Montreal can be viewed as Toronto's cooler, and bilingual, older sister - always two steps ahead in music and fashion. However, its Festival des Filmes du Monde suffers for its head start. Taking place days prior to TIFF, it struggles annually to secure significant titles and talent. Furthermore, while it is home to many high-profile productions such as The Aviator (2004), Confessions of a Dangerous Mind (2002) and The Day After Tomorrow (2004), its winters, which have famously given birth to a subterranean network of tunnels, prevent the city from stealing the thunder of either Toronto or Vancouver.
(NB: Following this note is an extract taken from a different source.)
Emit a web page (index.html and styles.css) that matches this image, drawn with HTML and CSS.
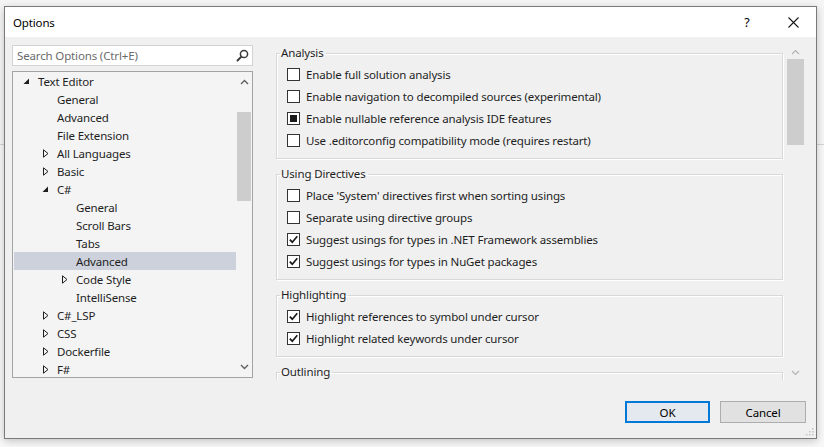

However, Montreal is home to perhaps the most successful and salient of Canadian cinema. English-speaking Toronto and Vancouver routinely fail to create output reflecting Canadian-ness such as it is, but Montreal films and filmmakers excel in turning the cameras toward themselves. Québécois cinema benefits from an audience hungry to hear its own language (and box office receipts reflect this) and an inward focus due to their oft-contested independence. In turn, Jean-Marc Vallée's C.R.A.Z.Y (2005), a depiction of suburban Québécois life, deservedly received great acclaim and international distribution, as did Denys Arcand's latest work, Les invasions barbare (The Barbarian Invasions, 2003). Though not as significant a filmmaking hub in generating international film production or attention, Montreal routinely produces evocative, engaging films that reflect itself and its people.

In the spirit of that infamous niceness, it's truly difficult to pick a city any further ahead than the others. Each occupies a distinctive identity in the Canadian landscape, and so does each play a unique role in the scope of Canadian filmmaking. Toronto offers showcasing and profiling opportunities, Vancouver generates outstanding revenues as a filming location, and Montreal serves as a major source of creative Canadian output. One can only hope that all three will develop in tandem, allowing Canada to achieve the greater status it deserves in the scope of filmmaking, eh?